Internally, "allOutputs": true indicates a complete closure. After using builtins.unsafeDiscardOutputDependency, it simplifies the context to just the output. This is just a leaky implementation constraint where builtins.outputOf needs clean derivation path references without full closure information.

Command-line dynamic outputs

Finally, dynamic derivations brings a syntax to express dynamic outputs on the command-line.

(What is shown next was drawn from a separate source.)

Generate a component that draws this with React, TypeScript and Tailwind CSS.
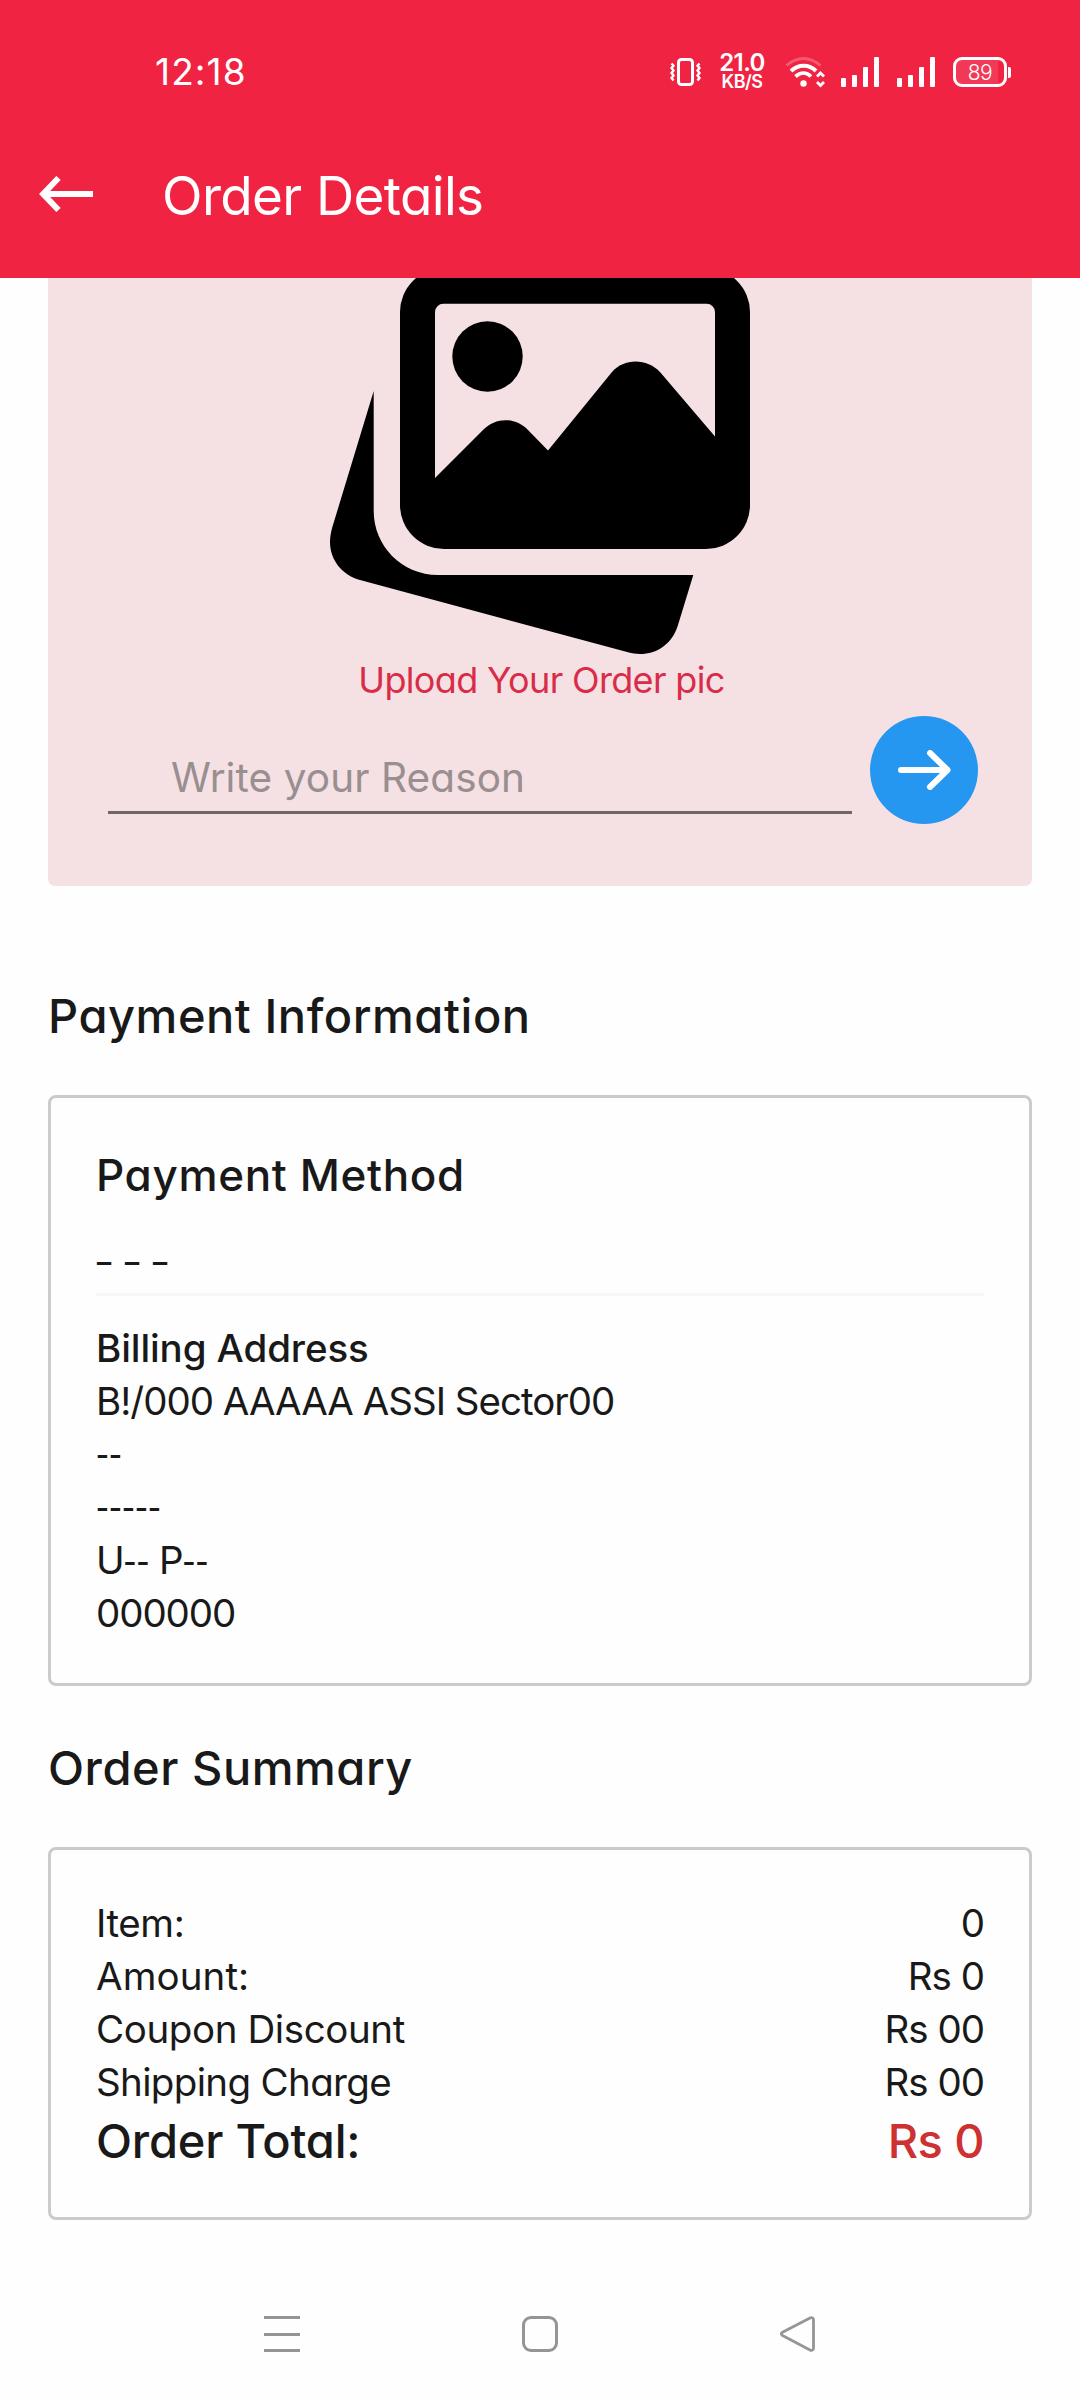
import type { ReactNode } from 'react';

function VibrateIcon() {
  return (
    <svg className="h-[28px] w-[31px]" viewBox="0 0 31 28" fill="none" stroke="white">
      <rect x="8.5" y="1.5" width="14" height="25" rx="3" strokeWidth="3" />
      <path d="M1.5 5.5l2 2.2-2 2.3 2 2.5-2 2.5 2 2.5-2 2.5 2 2.5M29.5 5.5l-2 2.2 2 2.3-2 2.5 2 2.5-2 2.5 2 2.5-2 2.5" strokeWidth="2.4" />
    </svg>
  );
}

function WifiIcon() {
  return (
    <svg className="h-[32px] w-[40px]" viewBox="0 0 40 32" fill="none" stroke="white">
      <path d="M1.5 9.500C12 0 25 0 35.500 9.500" strokeWidth="3" opacity="0.25" />
      <path d="M6 15C13.500 8 24 8 31 15" strokeWidth="4" />
      <path d="M10.500 20.500C15.500 16 21.500 16 26 20.500" strokeWidth="3.800" />
      <circle cx="18.500" cy="27.500" r="3.200" fill="white" stroke="none" />
      <path d="M32 20.500L35.500 17L39 20.500M32 26L35.500 29.500L39 26" strokeWidth="2.800" />
    </svg>
  );
}

function SignalIcon() {
  return (
    <div className="flex h-[30px] items-end gap-[6px]">
      <i className="h-[9px] w-[5px] rounded-[1px] bg-white" />
      <i className="h-[12px] w-[5px] rounded-[1px] bg-white" />
      <i className="h-[20px] w-[5px] rounded-[1px] bg-white" />
      <i className="h-[30px] w-[5px] rounded-[1px] bg-white" />
    </div>
  );
}

function Battery() {
  return (
    <div className="flex items-center">
      <div className="flex h-[30px] w-[54px] items-center justify-center rounded-[9px] border-[3px] border-white bg-linear-to-r from-white/10 from-87% to-transparent to-87%">
        <span className="text-[21px] leading-none font-[350] tracking-[-0.5px]">89</span>
      </div>
      <i className="ml-px h-[11px] w-[3px] rounded-r-[2px] bg-white" />
    </div>
  );
}

function StatusBar() {
  return (
    <div className="flex h-[144px] items-center pr-[69px] pl-[155px]">
      <span className="mb-[2px] text-[37px] leading-none font-normal tracking-[1.1px]">12:18</span>
      <div className="ml-auto flex items-center">
        <VibrateIcon />
        <div className="ml-[17px] flex w-[48px] flex-col items-center font-semibold">
          <span className="text-[24px] leading-[20px] tracking-[-0.6px]">21.0</span>
          <span className="text-[18px] leading-[18px] tracking-[-0.5px]">KB/S</span>
        </div>
        <div className="ml-[19px]"><WifiIcon /></div>
        <div className="ml-[16px]"><SignalIcon /></div>
        <div className="ml-[18px]"><SignalIcon /></div>
        <div className="ml-[18px]"><Battery /></div>
      </div>
    </div>
  );
}

function Header() {
  return (
    <header className="h-[278px] bg-[#f02342] text-white">
      <StatusBar />
      <div className="flex h-[102px] items-center pl-[39px]">
        <svg className="mb-[2px] h-[36px] w-[54px]" viewBox="0 0 54 36" fill="none" stroke="white" strokeWidth="6">
          <path d="M5 18H54M19.500 2L4.200 18L19.500 34" />
        </svg>
        <h1 className="mt-px ml-[69px] text-[53px] leading-[64px] font-normal tracking-[-0.65px]">Order Details</h1>
      </div>
    </header>
  );
}

function PhotosIcon() {
  return (
    <svg className="h-[376px] w-[420px]" viewBox="330 278 420 376">
      <path
        fillRule="evenodd"
        d="M444 268H706A44 44 0 0 1 750 312V505A44 44 0 0 1 706 549H444A44 44 0 0 1 400 505V312A44 44 0 0 1 444 268ZM435 312V478L483 430C496 417 515 417 528 430L548 450.500L612 372C624 358 647 358 660 372L715 436.500V312A8.300 8.300 0 0 0 706.700 303.700H443.300A8.300 8.300 0 0 0 435 312Z"
      />
      <circle cx="487.500" cy="356.500" r="35.200" />
      <path d="M373.700 391V511C373.700 546 402 575 438 575H693.300L677.700 626C672 644 657 654 640 654C636 654 632 653.500 628 652.300L360 580C342 575 330 560 330 542C330 537 331 532 332.300 527.300Z" />
    </svg>
  );
}

function UploadCard() {
  return (
    <section className="flex h-[608px] flex-col items-center rounded-b-[7px] bg-[#f5e1e4]">
      <PhotosIcon />
      <p className="pl-[3px] text-[36px] leading-[52px] font-[375] tracking-[-0.65px] text-[#d92c48]">Upload Your Order pic</p>
      <div className="flex w-full items-start pt-[10px] pl-[60px]">
        <div className="flex h-[98px] w-[744px] items-end border-b-[3px] border-[#706668] pl-[63px]">
          <span className="text-[40.5px] leading-[66px] font-[375] tracking-[0.1px] text-[#998e90]">Write your Reason</span>
        </div>
        <button className="ml-[18px] flex size-[108px] items-center justify-center rounded-full bg-[#2697f0]">
          <svg className="h-[40px] w-[54px]" viewBox="0 0 54 40" fill="none" stroke="white" strokeWidth="6" strokeLinecap="round" strokeLinejoin="round">
            <path d="M4 20H50.500M33 3L50.500 20L33 37" />
          </svg>
        </button>
      </div>
    </section>
  );
}

function Panel({ title, children }: { title: string; children: ReactNode }) {
  return (
    <section>
      <h2 className="text-[47px] leading-[60px] font-medium tracking-[0.55px]">{title}</h2>
      <div className="mt-[49px] rounded-[8px] border-[3px] border-[#cbcbcb] px-[45px] pt-[47px] pb-[44px]">{children}</div>
    </section>
  );
}

function Dashes({ children }: { children: string }) {
  return <span className="font-['Liberation_Sans',sans-serif] tracking-[0.15px]">{children}</span>;
}

const charges = [
  { label: 'Item:', value: '0', spacing: 'tracking-[-0.4px]' },
  { label: 'Amount:', value: 'Rs 0', spacing: 'tracking-[0.1px]' },
  { label: 'Coupon Discount', value: 'Rs 00', spacing: 'tracking-[-0.4px]' },
  { label: 'Shipping Charge', value: 'Rs 00', spacing: 'tracking-[-0.65px]' },
];

export default function App() {
  return (
    <div className="h-[2400px] w-[1080px] overflow-hidden bg-[#fefefe] font-['Inter',sans-serif] text-[#191919] [font-feature-settings:'cv11']">
      <Header />
      <main className="px-[48px]">
        <UploadCard />
        <div className="mt-[100px]">
          <Panel title="Payment Information">
            <h3 className="text-[44px] leading-[60px] font-medium tracking-[0.65px]">Payment Method</h3>
            <p className="mt-[31px] h-[52px] font-['Liberation_Sans',sans-serif] text-[29px] leading-[52px] font-bold [word-spacing:3.800px]">– – –</p>
            <hr className="mt-[5px] h-[3px] border-0 bg-[#f7f7f7]" />
            <div className="mt-[26px] mb-[-1px] text-[38.5px] leading-[53px] font-[375]">
              <p className="h-[53px] font-medium tracking-[-0.1px]">Billing Address</p>
              <p className="h-[53px] tracking-[-1px]">B!/000 AAAAA ASSI Sector00</p>
              <p className="h-[53px] leading-[51px]"><Dashes>--</Dashes></p>
              <p className="h-[53px] leading-[51px]"><Dashes>-----</Dashes></p>
              <p className="h-[53px] tracking-[-1.2px]">U<Dashes>--</Dashes> P<Dashes>--</Dashes></p>
              <p className="h-[53px] tracking-[-1.1px]">000000</p>
            </div>
          </Panel>
        </div>
        <div className="mt-[52px]">
          <Panel title="Order Summary">
            {charges.map(({ label, value, spacing }) => (
              <div key={label} className="flex justify-between text-[38.5px] leading-[53px] font-[375]">
                <span className={spacing}>{label}</span>
                <span className="tracking-[-1px]">{value}</span>
              </div>
            ))}
            <div className="flex justify-between text-[47px] leading-[64px] font-medium">
              <span className="tracking-[-0.2px]">Order Total:</span>
              <span className="tracking-[-0.6px] text-[#cd3131]">Rs 0</span>
            </div>
          </Panel>
        </div>
      </main>
      <nav className="mt-[96px] flex justify-between px-[264px]">
        <div className="flex size-[36px] flex-col justify-between">
          <i className="h-[3px] bg-[#959595]" />
          <i className="h-[3px] bg-[#959595]" />
          <i className="h-[3px] bg-[#959595]" />
        </div>
        <div className="size-[36px] rounded-[9px] border-[3px] border-[#959595]" />
        <svg className="size-[36px]" viewBox="0 0 36 36" fill="none" stroke="#959595" strokeWidth="2.800" strokeLinejoin="round">
          <path d="M2.500 16.200L30 2C32 1 33.500 2 33.500 4V32C33.500 34 32 35 30 34L2.500 19.500C1 18.500 1 17 2.500 16.200Z" />
        </svg>
      </nav>
    </div>
  );
}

/nix/store/<hash>-<name>.drv^foo.drv^bar.drv^out
|------------------------------------------| |-|
inner deriving path                          output name
|----------------------------------| |-----|
even more inner deriving path        output name
|--------------------------| |-----|
innermost store path         output name

This is represented by the equivalent dynamicOutputs:

{
  "inputDrvs": {
    "/nix/store/<hash>-<name>.drv": {
      "dynamicOutputs": {
        "foo.drv": {
          "dynamicOutputs": {
            "bar.drv": {
              "dynamicOutputs": {},
              "outputs": ["out"]
            },
            "outputs": []
          },
          "outputs": []
        }
      },
      "outputs": []
    }
  }
}

And it is supported by nix build like so:

nix build "/nix/store/<hash>-<name>.drv^foo.drv^bar.drv^out"

Conclusion

That's it! As far as I understand these are all the practical elements to building using dynamic derivations. Let's summarize the main take-aways:

  • Incremental compilation requires ca-derivations and dynamic-derivations experimental features
  • The text hash mode allows a derivation to output a derivation.
  • Derivations are traditionally serialized in ATerm format but I recommend utilizing the new JSON derivation format that can be written as an output.
  • Placeholders are encoded values that reference dynamicOutputs
  • dynamicOutputs is a structured object in inputDrvs of a derivaton that can describe outputs of a derivation produced by another derivation.
  • builtins.outputOf has quirks like builtins.unsafeDiscardOutputDependency to be aware of, but is used at eval-time to produce placeholders.